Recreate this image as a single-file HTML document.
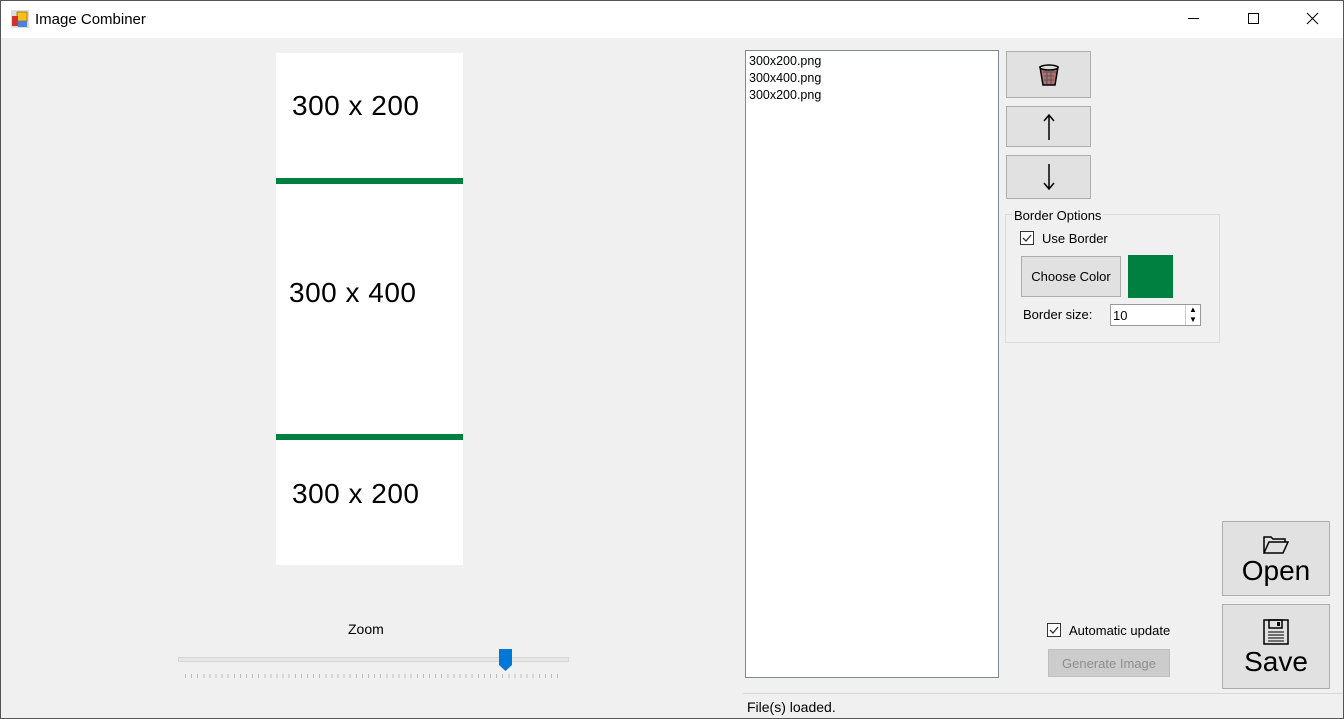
<!DOCTYPE html><html><head><style>
body{margin:0;width:1344px;height:719px;overflow:hidden;font-family:"Liberation Sans",sans-serif;font-size:13px;color:#000;background:#f0f0f0;position:relative}
.a{position:absolute;box-sizing:border-box}
.btn{background:#e1e1e1;border:1px solid #adadad;display:flex;align-items:center;justify-content:center}
.cb{width:14px;height:14px;border:1px solid #333;background:#fff;display:flex;align-items:center;justify-content:center}
</style></head><body>
<div class="a" style="left:0;top:0;width:1344px;height:719px;border:1px solid #555;pointer-events:none;z-index:9"></div>
<div class="a" style="left:0;top:0;width:1344px;height:38px;background:#fff"></div>
<svg class="a" style="left:11px;top:10px" width="18" height="18"><rect x="0" y="0" width="18" height="18" fill="#ddd"/><rect x="6" y="2" width="10" height="9" fill="#f4c020" stroke="#b08000"/><rect x="1" y="6" width="6" height="10" fill="#d03030"/><rect x="7" y="11" width="9" height="6" fill="#4a80e0"/></svg>
<div class="a" style="left:35px;top:11px;font-size:15px">Image Combiner</div>
<div class="a" style="left:1188px;top:18px;width:11px;height:1px;background:#000"></div>
<div class="a" style="left:1248px;top:13px;width:11px;height:11px;border:1px solid #000"></div>
<svg class="a" style="left:1306px;top:12px" width="13" height="13"><path d="M1 1L12 12M12 1L1 12" stroke="#000"/></svg>

<div class="a" style="left:276px;top:53px;width:187px;height:512px;background:#fff"></div>
<div class="a" style="left:276px;top:178px;width:187px;height:6px;background:#008040"></div>
<div class="a" style="left:276px;top:434px;width:187px;height:6px;background:#008040"></div>
<div class="a" style="left:292px;top:90px;font-size:28px;letter-spacing:0.5px">300 x 200</div>
<div class="a" style="left:289px;top:277px;font-size:28px;letter-spacing:0.5px">300 x 400</div>
<div class="a" style="left:292px;top:478px;font-size:28px;letter-spacing:0.5px">300 x 200</div>

<div class="a" style="left:348px;top:621px;font-size:14px">Zoom</div>
<div class="a" style="left:178px;top:657px;width:391px;height:5px;background:#e7e7e7;border:1px solid #d6d6d6"></div>
<svg class="a" style="left:499px;top:649px" width="14" height="23"><path d="M0 0H13V16L6.5 22L0 16Z" fill="#0078d7"/></svg>
<div class="a" style="left:185px;top:674px;width:378px;height:4px;background:repeating-linear-gradient(90deg,#bbb 0 1px,transparent 1px 6.1px)"></div>

<div class="a" style="left:745px;top:50px;width:254px;height:628px;background:#fff;border:1px solid #828790;padding:2px 3px;line-height:17px;font-size:12.5px">300x200.png<br>300x400.png<br>300x200.png</div>

<div class="a btn" style="left:1006px;top:51px;width:85px;height:47px"><svg width="20" height="22"><path d="M1 3H19L16 21H4Z" fill="#b07070" stroke="#000" stroke-width="1.5"/><ellipse cx="10" cy="3.5" rx="9" ry="2.5" fill="#ddd" stroke="#000" stroke-width="1.5"/><path d="M4 8H17M5 12H15M5 16H15M8 6V20M12 6V20" stroke="#555" stroke-width="1"/></svg></div>
<div class="a btn" style="left:1006px;top:106px;width:85px;height:41px"><svg width="12" height="28"><path d="M6 27V2M1 8L6 2L11 8" stroke="#000" stroke-width="1.5" fill="none"/></svg></div>
<div class="a btn" style="left:1006px;top:155px;width:85px;height:44px"><svg width="12" height="28"><path d="M6 1V26M1 20L6 26L11 20" stroke="#000" stroke-width="1.5" fill="none"/></svg></div>

<div class="a" style="left:1005px;top:214px;width:215px;height:129px;border:1px solid #dcdcdc"></div>
<div class="a" style="left:1012px;top:208px;background:#f0f0f0;padding:0 2px">Border Options</div>
<div class="a cb" style="left:1020px;top:231px"><svg width="12" height="12"><path d="M2 6L5 9L10 3" stroke="#333" fill="none" stroke-width="1.3"/></svg></div>
<div class="a" style="left:1042px;top:231px">Use Border</div>
<div class="a btn" style="left:1021px;top:256px;width:100px;height:41px">Choose Color</div>
<div class="a" style="left:1128px;top:255px;width:45px;height:43px;background:#008040"></div>
<div class="a" style="left:1023px;top:307px">Border size:</div>
<div class="a" style="left:1110px;top:304px;width:91px;height:22px;background:#fff;border:1px solid #999;padding:3px 2px">10</div>
<div class="a" style="left:1185px;top:305px;width:15px;height:20px;border-left:1px solid #ccc;font-size:8px;line-height:10px;text-align:center">▲<br>▼</div>

<div class="a cb" style="left:1047px;top:623px"><svg width="12" height="12"><path d="M2 6L5 9L10 3" stroke="#333" fill="none" stroke-width="1.3"/></svg></div>
<div class="a" style="left:1069px;top:623px">Automatic update</div>
<div class="a" style="left:1048px;top:649px;width:122px;height:28px;background:#ccc;border:1px solid #bfbfbf;color:#8d8d8d;display:flex;align-items:center;justify-content:center">Generate Image</div>

<div class="a btn" style="left:1222px;top:521px;width:108px;height:75px;flex-direction:column;font-size:28px;padding-top:4px"><svg width="26" height="20"><path d="M1 3H8L10 5H22V8H6L1 19Z M1 19L6 8H25L20 19Z" fill="none" stroke="#000" stroke-width="1.5"/></svg><span style="line-height:34px">Open</span></div>
<div class="a btn" style="left:1222px;top:604px;width:108px;height:85px;flex-direction:column;font-size:28px;padding-top:4px"><svg width="26" height="26"><rect x="1" y="1" width="24" height="24" fill="none" stroke="#000" stroke-width="1.5"/><rect x="6" y="1" width="13" height="8" fill="none" stroke="#000" stroke-width="1.5"/><rect x="14" y="3" width="3" height="4" fill="#000"/><path d="M5 13H21M5 16H21M5 19H21M5 22H21" stroke="#000"/></svg><span style="line-height:34px">Save</span></div>

<div class="a" style="left:743px;top:693px;width:600px;height:1px;background:#d7d7d7"></div>
<div class="a" style="left:747px;top:699px;font-size:14px">File(s) loaded.</div>
</body></html>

==========

Requirement –
All the lines above are to be reproduced exactly, except the pictures.

Problem solution –
Recreate this image as a single-file HTML document.
<!DOCTYPE html><html><head><style>
body{margin:0;width:1344px;height:719px;overflow:hidden;font-family:"Liberation Sans",sans-serif;font-size:13px;color:#000;background:#f0f0f0;position:relative}
.a{position:absolute;box-sizing:border-box}
.btn{background:#e1e1e1;border:1px solid #adadad;display:flex;align-items:center;justify-content:center}
.cb{width:14px;height:14px;border:1px solid #333;background:#fff;display:flex;align-items:center;justify-content:center}
</style></head><body>
<div class="a" style="left:0;top:0;width:1344px;height:719px;border:1px solid #555;pointer-events:none;z-index:9"></div>
<div class="a" style="left:0;top:0;width:1344px;height:38px;background:#fff"></div>
<svg class="a" style="left:11px;top:10px" width="18" height="18"><rect x="0" y="0" width="18" height="18" fill="#ddd"/><rect x="6" y="2" width="10" height="9" fill="#f4c020" stroke="#b08000"/><rect x="1" y="6" width="6" height="10" fill="#d03030"/><rect x="7" y="11" width="9" height="6" fill="#4a80e0"/></svg>
<div class="a" style="left:35px;top:11px;font-size:15px">Image Combiner</div>
<div class="a" style="left:1188px;top:18px;width:11px;height:1px;background:#000"></div>
<div class="a" style="left:1248px;top:13px;width:11px;height:11px;border:1px solid #000"></div>
<svg class="a" style="left:1306px;top:12px" width="13" height="13"><path d="M1 1L12 12M12 1L1 12" stroke="#000"/></svg>

<div class="a" style="left:276px;top:53px;width:187px;height:512px;background:#fff"></div>
<div class="a" style="left:276px;top:178px;width:187px;height:6px;background:#008040"></div>
<div class="a" style="left:276px;top:434px;width:187px;height:6px;background:#008040"></div>
<div class="a" style="left:292px;top:90px;font-size:28px;letter-spacing:0.5px">300 x 200</div>
<div class="a" style="left:289px;top:277px;font-size:28px;letter-spacing:0.5px">300 x 400</div>
<div class="a" style="left:292px;top:478px;font-size:28px;letter-spacing:0.5px">300 x 200</div>

<div class="a" style="left:348px;top:621px;font-size:14px">Zoom</div>
<div class="a" style="left:178px;top:657px;width:391px;height:5px;background:#e7e7e7;border:1px solid #d6d6d6"></div>
<svg class="a" style="left:499px;top:649px" width="14" height="23"><path d="M0 0H13V16L6.5 22L0 16Z" fill="#0078d7"/></svg>
<div class="a" style="left:185px;top:674px;width:378px;height:4px;background:repeating-linear-gradient(90deg,#bbb 0 1px,transparent 1px 6.1px)"></div>

<div class="a" style="left:745px;top:50px;width:254px;height:628px;background:#fff;border:1px solid #828790;padding:2px 3px;line-height:17px;font-size:12.5px">300x200.png<br>300x400.png<br>300x200.png</div>

<div class="a btn" style="left:1006px;top:51px;width:85px;height:47px"><svg width="20" height="22"><path d="M1 3H19L16 21H4Z" fill="#b07070" stroke="#000" stroke-width="1.5"/><ellipse cx="10" cy="3.5" rx="9" ry="2.5" fill="#ddd" stroke="#000" stroke-width="1.5"/><path d="M4 8H17M5 12H15M5 16H15M8 6V20M12 6V20" stroke="#555" stroke-width="1"/></svg></div>
<div class="a btn" style="left:1006px;top:106px;width:85px;height:41px"><svg width="12" height="28"><path d="M6 27V2M1 8L6 2L11 8" stroke="#000" stroke-width="1.5" fill="none"/></svg></div>
<div class="a btn" style="left:1006px;top:155px;width:85px;height:44px"><svg width="12" height="28"><path d="M6 1V26M1 20L6 26L11 20" stroke="#000" stroke-width="1.5" fill="none"/></svg></div>

<div class="a" style="left:1005px;top:214px;width:215px;height:129px;border:1px solid #dcdcdc"></div>
<div class="a" style="left:1012px;top:208px;background:#f0f0f0;padding:0 2px">Border Options</div>
<div class="a cb" style="left:1020px;top:231px"><svg width="12" height="12"><path d="M2 6L5 9L10 3" stroke="#333" fill="none" stroke-width="1.3"/></svg></div>
<div class="a" style="left:1042px;top:231px">Use Border</div>
<div class="a btn" style="left:1021px;top:256px;width:100px;height:41px">Choose Color</div>
<div class="a" style="left:1128px;top:255px;width:45px;height:43px;background:#008040"></div>
<div class="a" style="left:1023px;top:307px">Border size:</div>
<div class="a" style="left:1110px;top:304px;width:91px;height:22px;background:#fff;border:1px solid #999;padding:3px 2px">10</div>
<div class="a" style="left:1185px;top:305px;width:15px;height:20px;border-left:1px solid #ccc;font-size:8px;line-height:10px;text-align:center">▲<br>▼</div>

<div class="a cb" style="left:1047px;top:623px"><svg width="12" height="12"><path d="M2 6L5 9L10 3" stroke="#333" fill="none" stroke-width="1.3"/></svg></div>
<div class="a" style="left:1069px;top:623px">Automatic update</div>
<div class="a" style="left:1048px;top:649px;width:122px;height:28px;background:#ccc;border:1px solid #bfbfbf;color:#8d8d8d;display:flex;align-items:center;justify-content:center">Generate Image</div>

<div class="a btn" style="left:1222px;top:521px;width:108px;height:75px;flex-direction:column;font-size:28px;padding-top:4px"><svg width="26" height="20"><path d="M1 3H8L10 5H22V8H6L1 19Z M1 19L6 8H25L20 19Z" fill="none" stroke="#000" stroke-width="1.5"/></svg><span style="line-height:34px">Open</span></div>
<div class="a btn" style="left:1222px;top:604px;width:108px;height:85px;flex-direction:column;font-size:28px;padding-top:4px"><svg width="26" height="26"><rect x="1" y="1" width="24" height="24" fill="none" stroke="#000" stroke-width="1.5"/><rect x="6" y="1" width="13" height="8" fill="none" stroke="#000" stroke-width="1.5"/><rect x="14" y="3" width="3" height="4" fill="#000"/><path d="M5 13H21M5 16H21M5 19H21M5 22H21" stroke="#000"/></svg><span style="line-height:34px">Save</span></div>

<div class="a" style="left:743px;top:693px;width:600px;height:1px;background:#d7d7d7"></div>
<div class="a" style="left:747px;top:699px;font-size:14px">File(s) loaded.</div>
</body></html>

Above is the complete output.